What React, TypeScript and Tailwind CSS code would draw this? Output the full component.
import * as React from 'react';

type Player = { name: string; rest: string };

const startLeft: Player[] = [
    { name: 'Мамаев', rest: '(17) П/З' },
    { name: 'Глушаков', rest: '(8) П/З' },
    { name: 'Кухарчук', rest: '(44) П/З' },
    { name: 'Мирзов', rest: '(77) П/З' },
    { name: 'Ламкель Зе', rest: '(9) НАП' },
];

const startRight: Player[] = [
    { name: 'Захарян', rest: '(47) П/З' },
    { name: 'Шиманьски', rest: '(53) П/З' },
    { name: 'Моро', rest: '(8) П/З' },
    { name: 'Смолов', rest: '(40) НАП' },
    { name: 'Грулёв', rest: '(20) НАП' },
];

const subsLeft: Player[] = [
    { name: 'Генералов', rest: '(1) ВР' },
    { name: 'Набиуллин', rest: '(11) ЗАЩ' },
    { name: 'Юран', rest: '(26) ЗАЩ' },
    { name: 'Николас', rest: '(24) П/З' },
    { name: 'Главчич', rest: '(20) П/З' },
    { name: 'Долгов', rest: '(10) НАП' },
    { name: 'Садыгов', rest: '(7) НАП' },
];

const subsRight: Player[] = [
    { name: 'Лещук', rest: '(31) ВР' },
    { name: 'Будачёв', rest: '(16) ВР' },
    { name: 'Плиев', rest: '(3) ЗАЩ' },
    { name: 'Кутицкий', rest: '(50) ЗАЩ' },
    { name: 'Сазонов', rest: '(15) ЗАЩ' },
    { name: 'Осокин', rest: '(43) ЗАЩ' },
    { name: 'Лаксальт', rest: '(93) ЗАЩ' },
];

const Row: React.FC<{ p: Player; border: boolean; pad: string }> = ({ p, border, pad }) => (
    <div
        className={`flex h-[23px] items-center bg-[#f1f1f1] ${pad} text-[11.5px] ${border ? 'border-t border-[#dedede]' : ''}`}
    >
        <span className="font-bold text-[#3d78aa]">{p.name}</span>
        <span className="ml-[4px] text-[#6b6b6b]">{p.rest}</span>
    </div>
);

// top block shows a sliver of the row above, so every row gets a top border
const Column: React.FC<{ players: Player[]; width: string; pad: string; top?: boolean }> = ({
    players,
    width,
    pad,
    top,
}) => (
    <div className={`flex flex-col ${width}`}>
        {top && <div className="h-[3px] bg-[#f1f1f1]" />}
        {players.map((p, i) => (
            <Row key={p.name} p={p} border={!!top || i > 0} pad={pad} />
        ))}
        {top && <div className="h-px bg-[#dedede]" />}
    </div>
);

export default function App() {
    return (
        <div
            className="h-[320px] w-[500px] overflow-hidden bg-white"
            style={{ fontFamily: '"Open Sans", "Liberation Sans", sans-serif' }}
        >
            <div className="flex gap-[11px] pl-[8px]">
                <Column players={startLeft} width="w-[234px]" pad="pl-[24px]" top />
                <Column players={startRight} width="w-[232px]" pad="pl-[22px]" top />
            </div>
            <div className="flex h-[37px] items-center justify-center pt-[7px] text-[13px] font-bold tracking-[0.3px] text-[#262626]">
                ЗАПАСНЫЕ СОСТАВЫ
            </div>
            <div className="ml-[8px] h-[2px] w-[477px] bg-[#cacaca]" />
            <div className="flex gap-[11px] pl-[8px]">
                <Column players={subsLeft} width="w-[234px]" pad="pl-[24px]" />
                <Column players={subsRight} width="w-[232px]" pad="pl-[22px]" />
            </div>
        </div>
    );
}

++++++++

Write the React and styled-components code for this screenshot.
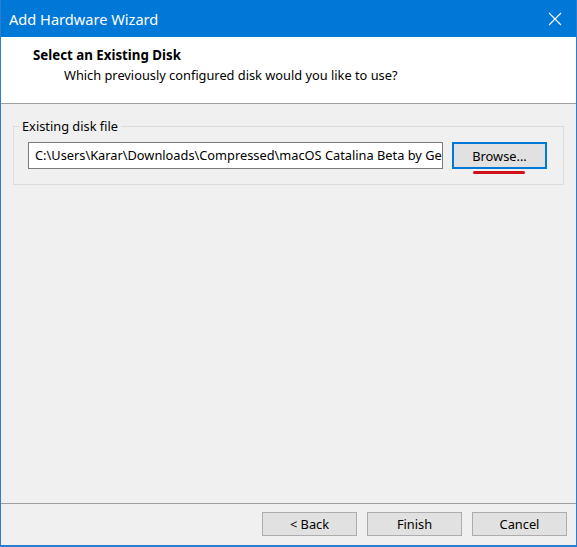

++++++++

STATED PROBLEM: Retype exactly what runs from the line containing "What React, TypeScript" through the line containing "string; rest: string", both lines included, and stop there.

COMPLETE ANSWER:
What React, TypeScript and Tailwind CSS code would draw this? Output the full component.
import * as React from 'react';

type Player = { name: string; rest: string };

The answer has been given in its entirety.